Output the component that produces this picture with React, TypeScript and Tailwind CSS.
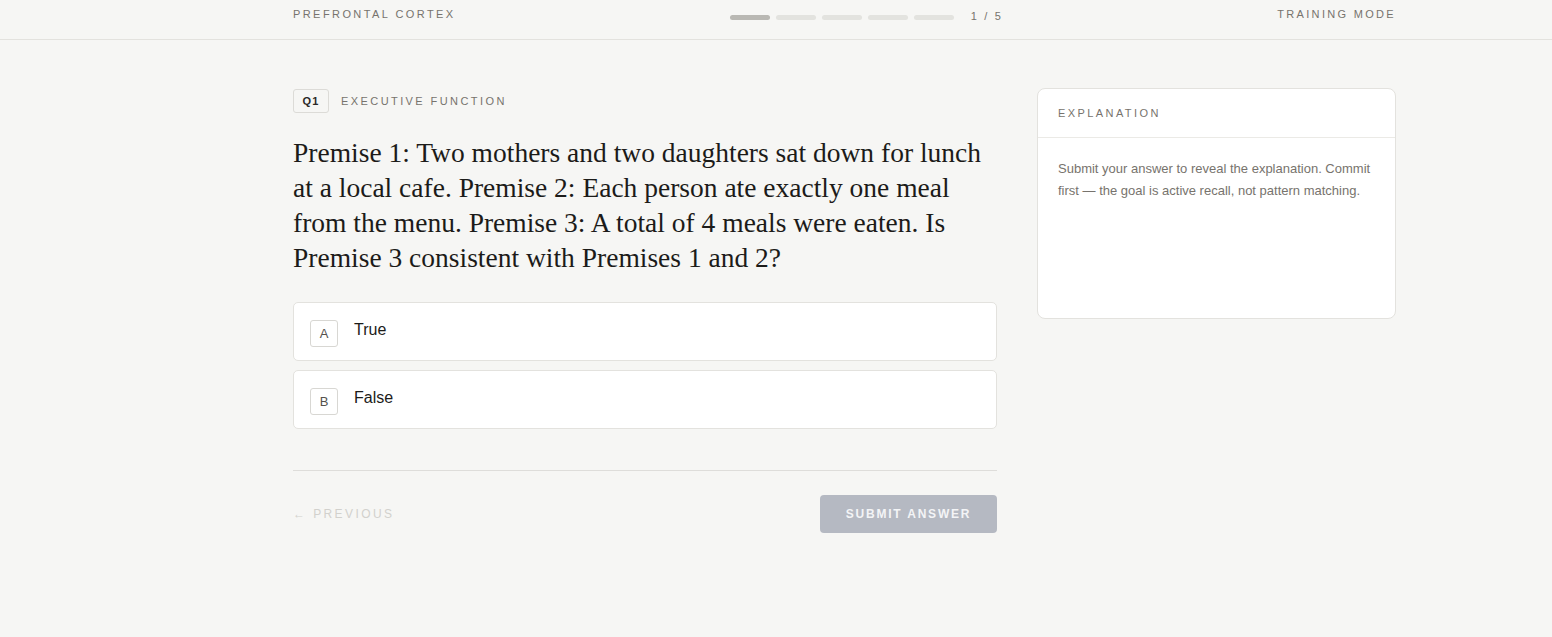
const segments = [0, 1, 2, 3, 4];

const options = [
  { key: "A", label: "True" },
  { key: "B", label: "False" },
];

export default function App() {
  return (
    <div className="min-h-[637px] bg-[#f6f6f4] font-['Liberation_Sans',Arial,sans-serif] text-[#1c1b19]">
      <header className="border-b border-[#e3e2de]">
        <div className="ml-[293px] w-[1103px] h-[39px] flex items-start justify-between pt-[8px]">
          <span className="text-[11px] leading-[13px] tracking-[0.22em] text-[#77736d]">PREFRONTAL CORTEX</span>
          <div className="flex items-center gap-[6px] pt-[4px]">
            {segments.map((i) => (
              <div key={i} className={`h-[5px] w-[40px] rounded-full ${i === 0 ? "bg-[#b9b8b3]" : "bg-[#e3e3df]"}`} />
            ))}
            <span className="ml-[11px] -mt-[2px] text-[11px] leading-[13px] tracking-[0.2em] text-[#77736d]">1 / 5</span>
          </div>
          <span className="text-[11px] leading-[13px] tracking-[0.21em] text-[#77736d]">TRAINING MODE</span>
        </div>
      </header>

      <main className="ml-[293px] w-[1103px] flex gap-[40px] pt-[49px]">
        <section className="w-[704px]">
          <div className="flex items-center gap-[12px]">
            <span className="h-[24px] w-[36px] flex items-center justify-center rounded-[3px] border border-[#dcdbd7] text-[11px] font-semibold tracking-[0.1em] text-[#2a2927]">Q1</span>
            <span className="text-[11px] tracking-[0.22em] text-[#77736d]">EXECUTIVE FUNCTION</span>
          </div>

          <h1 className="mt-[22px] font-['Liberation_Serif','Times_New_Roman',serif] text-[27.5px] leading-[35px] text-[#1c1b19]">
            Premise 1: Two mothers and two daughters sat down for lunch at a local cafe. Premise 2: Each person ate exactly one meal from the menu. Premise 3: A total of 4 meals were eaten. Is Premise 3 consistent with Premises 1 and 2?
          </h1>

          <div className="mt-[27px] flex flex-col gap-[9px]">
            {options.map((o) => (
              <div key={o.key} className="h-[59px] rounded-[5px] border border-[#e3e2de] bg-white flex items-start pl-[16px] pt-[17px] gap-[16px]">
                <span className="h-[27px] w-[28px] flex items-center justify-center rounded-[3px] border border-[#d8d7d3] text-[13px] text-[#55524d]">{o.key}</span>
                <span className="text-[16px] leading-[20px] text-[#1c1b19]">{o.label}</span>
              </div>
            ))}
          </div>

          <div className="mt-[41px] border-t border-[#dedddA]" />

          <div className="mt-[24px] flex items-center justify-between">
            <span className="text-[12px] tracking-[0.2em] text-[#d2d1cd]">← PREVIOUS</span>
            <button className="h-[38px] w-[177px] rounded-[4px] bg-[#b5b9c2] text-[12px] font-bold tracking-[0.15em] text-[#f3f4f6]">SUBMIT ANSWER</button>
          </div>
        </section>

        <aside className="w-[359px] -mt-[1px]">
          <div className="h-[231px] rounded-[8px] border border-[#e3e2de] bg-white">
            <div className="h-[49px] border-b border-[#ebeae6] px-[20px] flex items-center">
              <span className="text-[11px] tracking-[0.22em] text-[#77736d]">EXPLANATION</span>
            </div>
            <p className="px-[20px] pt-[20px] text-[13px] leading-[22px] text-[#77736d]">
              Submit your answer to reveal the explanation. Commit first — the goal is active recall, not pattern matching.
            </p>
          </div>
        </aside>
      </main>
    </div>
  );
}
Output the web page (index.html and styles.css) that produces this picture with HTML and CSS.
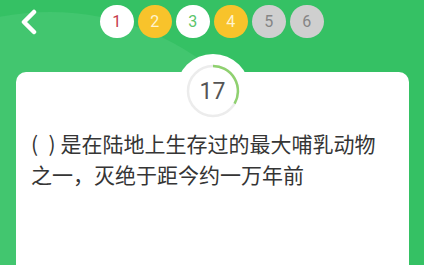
———
__REQUIRED TASK__
Transcribe every line in the entries above, taking out only the images.

__OUTPUT OF THE TASK__
Output the component that produces this picture with React, TypeScript and Tailwind CSS.
const segments = [0, 1, 2, 3, 4];

const options = [
  { key: "A", label: "True" },
  { key: "B", label: "False" },
];

export default function App() {
  return (
    <div className="min-h-[637px] bg-[#f6f6f4] font-['Liberation_Sans',Arial,sans-serif] text-[#1c1b19]">
      <header className="border-b border-[#e3e2de]">
        <div className="ml-[293px] w-[1103px] h-[39px] flex items-start justify-between pt-[8px]">
          <span className="text-[11px] leading-[13px] tracking-[0.22em] text-[#77736d]">PREFRONTAL CORTEX</span>
          <div className="flex items-center gap-[6px] pt-[4px]">
            {segments.map((i) => (
              <div key={i} className={`h-[5px] w-[40px] rounded-full ${i === 0 ? "bg-[#b9b8b3]" : "bg-[#e3e3df]"}`} />
            ))}
            <span className="ml-[11px] -mt-[2px] text-[11px] leading-[13px] tracking-[0.2em] text-[#77736d]">1 / 5</span>
          </div>
          <span className="text-[11px] leading-[13px] tracking-[0.21em] text-[#77736d]">TRAINING MODE</span>
        </div>
      </header>

      <main className="ml-[293px] w-[1103px] flex gap-[40px] pt-[49px]">
        <section className="w-[704px]">
          <div className="flex items-center gap-[12px]">
            <span className="h-[24px] w-[36px] flex items-center justify-center rounded-[3px] border border-[#dcdbd7] text-[11px] font-semibold tracking-[0.1em] text-[#2a2927]">Q1</span>
            <span className="text-[11px] tracking-[0.22em] text-[#77736d]">EXECUTIVE FUNCTION</span>
          </div>

          <h1 className="mt-[22px] font-['Liberation_Serif','Times_New_Roman',serif] text-[27.5px] leading-[35px] text-[#1c1b19]">
            Premise 1: Two mothers and two daughters sat down for lunch at a local cafe. Premise 2: Each person ate exactly one meal from the menu. Premise 3: A total of 4 meals were eaten. Is Premise 3 consistent with Premises 1 and 2?
          </h1>

          <div className="mt-[27px] flex flex-col gap-[9px]">
            {options.map((o) => (
              <div key={o.key} className="h-[59px] rounded-[5px] border border-[#e3e2de] bg-white flex items-start pl-[16px] pt-[17px] gap-[16px]">
                <span className="h-[27px] w-[28px] flex items-center justify-center rounded-[3px] border border-[#d8d7d3] text-[13px] text-[#55524d]">{o.key}</span>
                <span className="text-[16px] leading-[20px] text-[#1c1b19]">{o.label}</span>
              </div>
            ))}
          </div>

          <div className="mt-[41px] border-t border-[#dedddA]" />

          <div className="mt-[24px] flex items-center justify-between">
            <span className="text-[12px] tracking-[0.2em] text-[#d2d1cd]">← PREVIOUS</span>
            <button className="h-[38px] w-[177px] rounded-[4px] bg-[#b5b9c2] text-[12px] font-bold tracking-[0.15em] text-[#f3f4f6]">SUBMIT ANSWER</button>
          </div>
        </section>

        <aside className="w-[359px] -mt-[1px]">
          <div className="h-[231px] rounded-[8px] border border-[#e3e2de] bg-white">
            <div className="h-[49px] border-b border-[#ebeae6] px-[20px] flex items-center">
              <span className="text-[11px] tracking-[0.22em] text-[#77736d]">EXPLANATION</span>
            </div>
            <p className="px-[20px] pt-[20px] text-[13px] leading-[22px] text-[#77736d]">
              Submit your answer to reveal the explanation. Commit first — the goal is active recall, not pattern matching.
            </p>
          </div>
        </aside>
      </main>
    </div>
  );
}
Output the web page (index.html and styles.css) that produces this picture with HTML and CSS.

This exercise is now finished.